Vladimir Poutine, un «ami» à ménager pour Trump
Mais globalement, les acquis de deux mois de négociation sont très maigres. Et la Russie de Vladimir Poutine n’est pas la plus encline à faire des concessions, même minimes, alors que la base de travail, telle que présentée par les Américains, lui est favorable de façon totalement inéquitable. A deux reprises, le président des Etats-Unis a haussé –légèrement– le ton face à son homologue russe: le 7 mars, «compte tenu du fait que la Russie pilonne actuellement l’Ukraine sur le champ de bataille», et le 30 mars, quand il s’est dit «saoulé» par l’attitude du président russe dans la négociation. L’irritation américaine n’a pourtant pas eu, à ce stade, de conséquences. La Russie a ainsi échappé à l’imposition de surtaxes douanières lors de la présentation de la première liste d’Etats ciblés.
Pire même, Donald Trump a minimisé la responsabilité, pourtant patente, de la Russie dans l’attaque de Soumy. Il se serait opposé à une déclaration du G7 la condamnant «pour préserver l’espace pour les pourparlers de paix». Et il a à nouveau entretenu la confusion sur la paternité de la guerre. Reportant principalement la faute sur la Russie, il a d’abord affirmé que «des millions de personnes sont mortes à cause de trois personnes, disons Poutine en premier, le deuxième est Biden, qui n’a pas compris ce qui se passait, et Zelensky». Puis il a quand même pointé la responsabilité du président ukrainien, en assénant que «vous ne commencez pas une guerre contre quelqu’un 20 fois plus grand que vous, en espérant que les gens vous livrent des missiles». Comment mener un combat digne pour la liberté de son pays quand on doit souffrir ce genre d’avanies de la part de son principal allié?

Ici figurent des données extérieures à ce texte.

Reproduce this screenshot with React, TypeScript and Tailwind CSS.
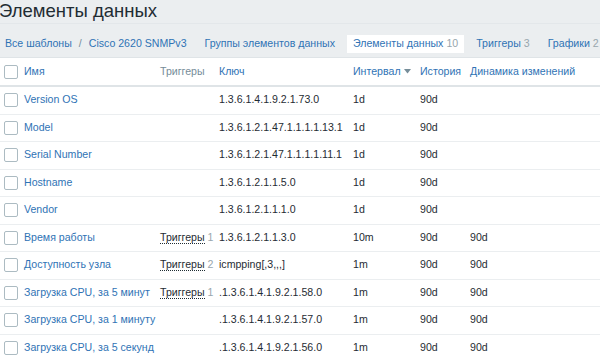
import React from "react";

type Row = {
  name: string;
  trig?: number;
  key: string;
  interval: string;
  history: string;
  trends?: string;
};

const rows: Row[] = [
  { name: "Version OS", key: "1.3.6.1.4.1.9.2.1.73.0", interval: "1d", history: "90d" },
  { name: "Model", key: "1.3.6.1.2.1.47.1.1.1.1.13.1", interval: "1d", history: "90d" },
  { name: "Serial Number", key: "1.3.6.1.2.1.47.1.1.1.1.11.1", interval: "1d", history: "90d" },
  { name: "Hostname", key: "1.3.6.1.2.1.1.5.0", interval: "1d", history: "90d" },
  { name: "Vendor", key: "1.3.6.1.2.1.1.1.0", interval: "1d", history: "90d" },
  { name: "Время работы", trig: 1, key: "1.3.6.1.2.1.1.3.0", interval: "10m", history: "90d", trends: "90d" },
  { name: "Доступность узла", trig: 2, key: "icmpping[,3,,,]", interval: "1m", history: "90d", trends: "90d" },
  { name: "Загрузка CPU, за 5 минут", trig: 1, key: ".1.3.6.1.4.1.9.2.1.58.0", interval: "1m", history: "90d", trends: "90d" },
  { name: "Загрузка CPU, за 1 минуту", key: ".1.3.6.1.4.1.9.2.1.57.0", interval: "1m", history: "90d", trends: "90d" },
  { name: "Загрузка CPU, за 5 секунд", key: ".1.3.6.1.4.1.9.2.1.56.0", interval: "1m", history: "90d", trends: "90d" },
];

function Box() {
  return <div className="w-[14px] h-[14px] rounded-[2px] border border-[#acbbc2] bg-white shrink-0" />;
}

export default function App() {
  return (
    <div
      className="w-[600px] h-[358px] overflow-hidden bg-white text-[10.6px] text-[#1f2c33]"
      style={{ fontFamily: '"Liberation Sans", Arial, sans-serif' }}
    >
      <div className="h-[23px] bg-[#ebeef0] flex items-center">
        <h1 className="text-[18.5px] leading-none text-[#1f2c33] -ml-[1px]">Элементы данных</h1>
      </div>
      <div className="h-[35px] pt-[6px] bg-[#ebeef0] border-t border-[#e3e7ea] border-b border-b-[#dfe4e7] flex items-center whitespace-nowrap">
        <div className="flex items-center pl-[5px] text-[#2f73b5]">
          <span>Все шаблоны</span>
          <span className="mx-[7px] text-[#768d99]">/</span>
          <span>Cisco 2620 SNMPv3</span>
        </div>
        <span className="ml-[18px] text-[#2f73b5]">Группы элементов данных</span>
        <div className="ml-[12px] h-[18px] px-[6px] bg-white flex items-center text-[#2f73b5]">
          Элементы данных<span className="ml-[3px] text-[#98a6ad]">10</span>
        </div>
        <span className="ml-[12px] text-[#2f73b5]">
          Триггеры<span className="ml-[3px] text-[#98a6ad]">3</span>
        </span>
        <span className="ml-[18px] text-[#2f73b5]">
          Графики<span className="ml-[3px] text-[#98a6ad]">2</span>
        </span>
      </div>
      <div className="flex items-center h-[29px] border-b-2 border-[#dfe4e7]">
        <div className="w-[24px] pl-[4px] flex"><Box /></div>
        <div className="w-[136px] text-[#2f73b5]">Имя</div>
        <div className="w-[59px] text-[#768d99]">Триггеры</div>
        <div className="w-[134px] text-[#2f73b5]">Ключ</div>
        <div className="w-[67px] text-[#2f73b5] flex items-center">
          Интервал
          <svg width="7" height="5" viewBox="0 0 7 5" className="ml-[3px] mt-[1px]">
            <path d="M0 0 L7 0 L3.5 4.5 Z" fill="#768d99" />
          </svg>
        </div>
        <div className="w-[50px] text-[#2f73b5]">История</div>
        <div className="flex-1 text-[#2f73b5] whitespace-nowrap">Динамика изменений</div>
      </div>
      {rows.map((r, i) => (
        <div key={i} className="flex items-center h-[27.5px] border-b border-[#ebeef0]">
          <div className="w-[24px] pl-[4px] flex"><Box /></div>
          <div className="w-[136px] text-[#2f73b5] whitespace-nowrap">{r.name}</div>
          <div className="w-[59px] whitespace-nowrap">
            {r.trig ? (
              <>
                <span className="border-b border-dotted border-[#1f2c33]">Триггеры</span>
                <span className="ml-[3px] text-[#98a6ad]">{r.trig}</span>
              </>
            ) : null}
          </div>
          <div className="w-[134px] whitespace-nowrap">{r.key}</div>
          <div className="w-[67px]">{r.interval}</div>
          <div className="w-[50px]">{r.history}</div>
          <div className="flex-1">{r.trends ?? ""}</div>
        </div>
      ))}
    </div>
  );
}
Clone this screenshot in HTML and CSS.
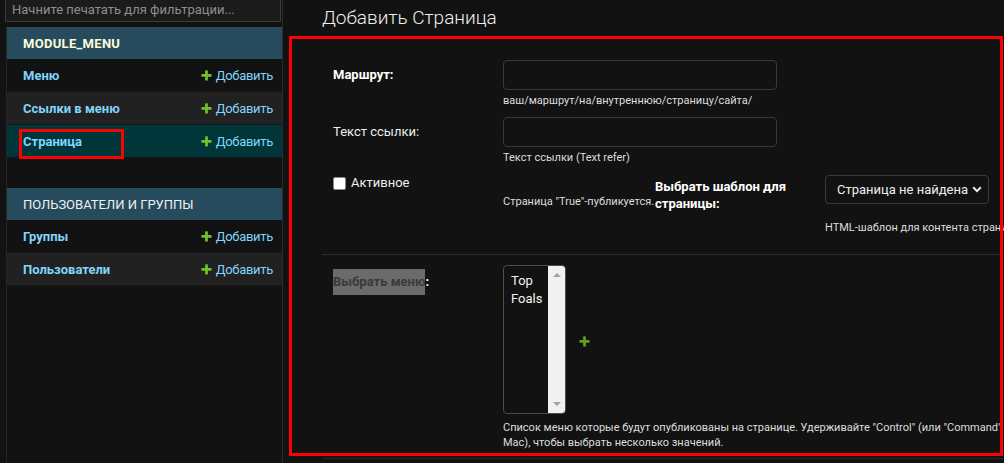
FILE: index.html
```html
<!DOCTYPE html>
<html lang="ru">
<head>
<meta charset="utf-8">
<title>Добавить Страница</title>
<link rel="stylesheet" href="styles.css">
</head>
<body>
<div class="layout">
  <nav class="sidebar">
    <input class="nav-filter" type="text" placeholder="Начните печатать для фильтрации...">
    <div class="nav-modules">
      <div class="module">
        <div class="caption caption-app">MODULE_MENU</div>
        <div class="model-row">
          <a class="model-link">Меню</a>
          <a class="addlink"><svg class="plus" viewBox="0 0 1792 1792"><path d="M1600 796v192q0 40-28 68t-68 28h-416v416q0 40-28 68t-68 28h-192q-40 0-68-28t-28-68v-416h-416q-40 0-68-28t-28-68v-192q0-40 28-68t68-28h416v-416q0-40 28-68t68-28h192q40 0 68 28t28 68v416h416q40 0 68 28t28 68z"/></svg>Добавить</a>
        </div>
        <div class="model-row alt">
          <a class="model-link">Ссылки в меню</a>
          <a class="addlink"><svg class="plus" viewBox="0 0 1792 1792"><path d="M1600 796v192q0 40-28 68t-68 28h-416v416q0 40-28 68t-68 28h-192q-40 0-68-28t-28-68v-416h-416q-40 0-68-28t-28-68v-192q0-40 28-68t68-28h416v-416q0-40 28-68t68-28h192q40 0 68 28t28 68v416h416q40 0 68 28t28 68z"/></svg>Добавить</a>
        </div>
        <div class="model-row current">
          <a class="model-link">Страница</a>
          <a class="addlink"><svg class="plus" viewBox="0 0 1792 1792"><path d="M1600 796v192q0 40-28 68t-68 28h-416v416q0 40-28 68t-68 28h-192q-40 0-68-28t-28-68v-416h-416q-40 0-68-28t-28-68v-192q0-40 28-68t68-28h416v-416q0-40 28-68t68-28h192q40 0 68 28t28 68v416h416q40 0 68 28t28 68z"/></svg>Добавить</a>
        </div>
      </div>
      <div class="module">
        <div class="caption">ПОЛЬЗОВАТЕЛИ И ГРУППЫ</div>
        <div class="model-row">
          <a class="model-link">Группы</a>
          <a class="addlink"><svg class="plus" viewBox="0 0 1792 1792"><path d="M1600 796v192q0 40-28 68t-68 28h-416v416q0 40-28 68t-68 28h-192q-40 0-68-28t-28-68v-416h-416q-40 0-68-28t-28-68v-192q0-40 28-68t68-28h416v-416q0-40 28-68t68-28h192q40 0 68 28t28 68v416h416q40 0 68 28t28 68z"/></svg>Добавить</a>
        </div>
        <div class="model-row alt">
          <a class="model-link">Пользователи</a>
          <a class="addlink"><svg class="plus" viewBox="0 0 1792 1792"><path d="M1600 796v192q0 40-28 68t-68 28h-416v416q0 40-28 68t-68 28h-192q-40 0-68-28t-28-68v-416h-416q-40 0-68-28t-28-68v-192q0-40 28-68t68-28h416v-416q0-40 28-68t68-28h192q40 0 68 28t28 68v416h416q40 0 68 28t28 68z"/></svg>Добавить</a>
        </div>
      </div>
    </div>
  </nav>

  <main class="content">
    <h1 class="title">Добавить Страница</h1>
    <form class="form">
      <div class="form-row row-main">
        <div class="field">
          <label class="label required">Маршрут:</label>
          <div class="control">
            <input class="text-input" type="text">
            <div class="help">ваш/маршрут/на/внутреннюю/страницу/сайта/</div>
          </div>
        </div>
        <div class="field">
          <label class="label">Текст ссылки:</label>
          <div class="control">
            <input class="text-input" type="text">
            <div class="help">Текст ссылки (Text refer)</div>
          </div>
        </div>
        <div class="field field-split">
          <div class="box-check">
            <div class="check-line"><span class="checkbox"></span><span class="check-label">Активное</span></div>
            <div class="help help-nowrap help-indent">Страница "True"-публикуется.</div>
          </div>
          <div class="box-template">
            <div class="template-line">
              <label class="label label-template required">Выбрать шаблон для страницы:</label>
              <div class="select">
                <span class="select-value">Страница не найдена</span>
                <svg class="chevron" viewBox="0 0 10 7"><path d="M1.2 1.3 5 5.1 8.8 1.3"/></svg>
              </div>
            </div>
            <div class="help help-nowrap">HTML-шаблон для контента страницы.</div>
          </div>
        </div>
      </div>

      <div class="form-row row-menus">
        <div class="field">
          <label class="label required label-menus"><span class="selected-text">Выбрать меню</span>:</label>
          <div class="control">
            <div class="multi-line">
              <div class="multi">
                <div class="options">
                  <div class="option">Top</div>
                  <div class="option">Foals</div>
                </div>
                <div class="scrollbar">
                  <span class="arrow arrow-up"></span>
                  <span class="arrow arrow-down"></span>
                </div>
              </div>
              <svg class="plus plus-form" viewBox="0 0 1792 1792"><path d="M1600 796v192q0 40-28 68t-68 28h-416v416q0 40-28 68t-68 28h-192q-40 0-68-28t-28-68v-416h-416q-40 0-68-28t-28-68v-192q0-40 28-68t68-28h416v-416q0-40 28-68t68-28h192q40 0 68 28t28 68v416h416q40 0 68 28t28 68z"/></svg>
            </div>
            <div class="help help-nowrap help-menus">Список меню которые будут опубликованы на странице. Удерживайте "Control" (или "Command" на<br>Mac), чтобы выбрать несколько значений.</div>
          </div>
        </div>
      </div>
    </form>
  </main>
</div>

<div class="mark mark-current"></div>
<div class="mark mark-form"></div>
</body>
</html>
```

FILE: styles.css
```css
* { box-sizing: border-box; }

html, body {
  margin: 0;
  height: 100%;
}

body {
  position: relative;
  background: #121212;
  color: #eeeeee;
  font-family: Roboto, "Noto Sans", sans-serif;
  font-size: 13px;
  overflow: hidden;
}

.layout {
  display: flex;
  height: 100vh;
}

/* ---------- sidebar ---------- */
.sidebar {
  width: 283px;
  flex: none;
  display: flex;
  flex-direction: column;
  padding-left: 6px;
  border-right: 1px solid #2c2c2c;
}

.nav-filter {
  display: block;
  width: 100%;
  height: 26px;
  margin: -4px 0 5px -1px;
  padding: 0 6px;
  background: #1b1b1b;
  border: 1px solid #3a3a3a;
  color: #eee;
  font: 13px Roboto, "Noto Sans", sans-serif;
  outline: none;
}
.nav-filter::placeholder { color: #8e8e8e; }

.nav-modules {
  flex: 1;
  border-left: 1px solid #262626;
}

.module { margin-bottom: 30px; }

.caption {
  height: 32px;
  display: flex;
  align-items: center;
  padding: 0 16px;
  background: #264b5d;
  color: #f0f0f0;
  font-size: 13px;
}
.caption-app {
  font-weight: 700;
  color: #fffbd6;
  letter-spacing: 0.3px;
}

.model-row {
  height: 33px;
  display: flex;
  align-items: center;
  justify-content: space-between;
  padding: 0 9px 0 16px;
  border-bottom: 1px solid #161616;
}
.model-row.alt { background: #212121; }
.model-row.current { background: #00363a; }

.model-link {
  color: #81d4fa;
  font-weight: 700;
}

.addlink {
  display: flex;
  align-items: center;
  gap: 3px;
  color: #81d4fa;
  letter-spacing: -0.3px;
}

.plus {
  width: 13px;
  height: 13px;
  fill: #70bf2b;
  flex: none;
}

/* ---------- content ---------- */
.content {
  flex: 1;
  min-width: 0;
  padding-left: 39px;
  overflow: hidden;
}

.title {
  margin: 0;
  padding-top: 6px;
  font-size: 19px;
  line-height: 24px;
  font-weight: 300;
  color: #f0f0f0;
}

.form { margin-top: 20px; }

.form-row {
  padding: 10px 0 10px 11px;
  border-bottom: 1px solid #2a2a2a;
}
.row-main { padding-bottom: 19px; }
.row-menus { padding-bottom: 8px; }

.field { display: flex; }
.field + .field { margin-top: 9px; }
.field-split { margin-top: 7px !important; }

.label {
  width: 170px;
  flex: none;
  line-height: 30px;
  color: #eeeeee;
}
.label.required { font-weight: 700; color: #ffffff; }

.control { display: flex; flex-direction: column; }

.text-input {
  width: 274px;
  height: 30px;
  background: #121212;
  border: 1px solid #383838;
  border-radius: 4px;
  outline: none;
}

.help {
  margin-top: 3px;
  font-size: 11px;
  line-height: 15px;
  color: #dddddd;
}
.help-nowrap { white-space: nowrap; }

/* checkbox + template */
.box-check { width: 322px; flex: none; }
.check-line {
  display: flex;
  align-items: center;
  height: 20px;
}
.checkbox {
  width: 13px;
  height: 13px;
  margin-top: 3px;
  background: #ffffff;
  border: 1px solid #8a8a8a;
  border-radius: 2px;
}
.check-label { margin-left: 5px; }
.help-indent { margin: 2px 0 0 170px; }

.box-template {
  display: flex;
  flex-direction: column;
  margin-top: 3px;
}
.template-line { display: flex; align-items: flex-start; }
.label-template {
  width: 160px;
  margin-right: 10px;
  padding-top: 3px;
  line-height: 17px;
}
.select {
  width: 164px;
  height: 29px;
  flex: none;
  display: flex;
  align-items: center;
  justify-content: space-between;
  padding: 0 6px 0 11px;
  border: 1px solid #3a3a3a;
  border-radius: 4px;
  font-size: 13px;
  color: #eeeeee;
}
.select-value { white-space: nowrap; }
.chevron {
  width: 10px;
  height: 7px;
  flex: none;
  fill: none;
  stroke: #eeeeee;
  stroke-width: 2;
}
.box-template .help { margin: 8px 0 0 170px; }

/* menus */
.label-menus {
  line-height: 16px;
  margin-top: 4px;
  align-self: flex-start;
}
.selected-text {
  display: inline-block;
  padding: 5px 0;
  background: #6b6b6b;
  color: #3a3a3a;
}

.multi-line {
  display: flex;
  align-items: center;
}
.multi {
  width: 63px;
  height: 149px;
  display: flex;
  border: 1px solid #4d4d4d;
  border-radius: 4px;
  overflow: hidden;
}
.options {
  flex: 1;
  padding: 6px 0 0 7px;
  line-height: 18px;
  font-size: 13px;
  color: #f2f2f2;
}
.scrollbar {
  width: 17px;
  flex: none;
  background: #f1f1f1;
  display: flex;
  flex-direction: column;
  justify-content: space-between;
  align-items: center;
  padding: 7px 0;
}
.arrow {
  width: 0;
  height: 0;
  border-left: 4px solid transparent;
  border-right: 4px solid transparent;
}
.arrow-up { border-bottom: 4px solid #a3a3a3; }
.arrow-down { border-top: 4px solid #a3a3a3; }

.plus-form {
  margin: 3px 0 0 12px;
  fill: #5f9f25;
}

.help-menus { margin-top: 6px; }

/* ---------- annotation boxes ---------- */
.mark {
  position: absolute;
  border: 3px solid #ff0000;
  pointer-events: none;
}
.mark-current { left: 19px; top: 129px; width: 105px; height: 30px; }
.mark-form { left: 289px; top: 36px; width: 714px; height: 420px; }
```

Un diplomate situe bien le dilemme des démocraties face au parti pris des Etats-Unis dans le dossier de la guerre russo-ukrainienne. «Il y a deux éléments [à prendre en considération pour tenter de comprendre la position américaine], avance Philippe Etienne, l’ambassadeur de France aux Etats-Unis de juillet 2019 à février 2023, interrogé sur LCI. Un élément un peu permanent du côté américain –je l’ai vu aussi sous l’administration démocrate–, le rêve de détacher stratégiquement la Russie de la Chine, […] comme à une époque plus ancienne, on voulait détacher la Chine de l’Union soviétique. C’est illusoire […]. La deuxième chose [est] plus spécifique au président Trump –John Bolton , son ancien conseiller à la Sécurité le disait. Il a cette vision que les rapports des Etats-Unis avec la Russie, ce sont les rapports qu’il a, lui, avec Poutine […]. Mais [la relation] avec Poutine, elle n’est pas symétrique […]. Trump voudrait être dans une relation de coopération positive avec Poutine, mais ce n’est pas du tout le calcul de Poutine.»
Le président russe, lui, n’est pas pressé de négocier, veut engranger un maximum de gains territoriaux et militaires pendant la médiation, et au terme de celle-ci, il entend bien concéder un minimum à la partie ukrainienne. Objectif a priori d’autant plus aisément atteignable que les conditions de départ de la négociation posées par les Etats-Unis sont peu contraignantes pour lui. Résultat: Donald Trump, qui veut en finir à n’importe quelles conditions avec ce conflit, est piégé, puisqu’une paix, acceptable pour l’Ukraine, ne figure pas à l’horizon géopolitique actuel.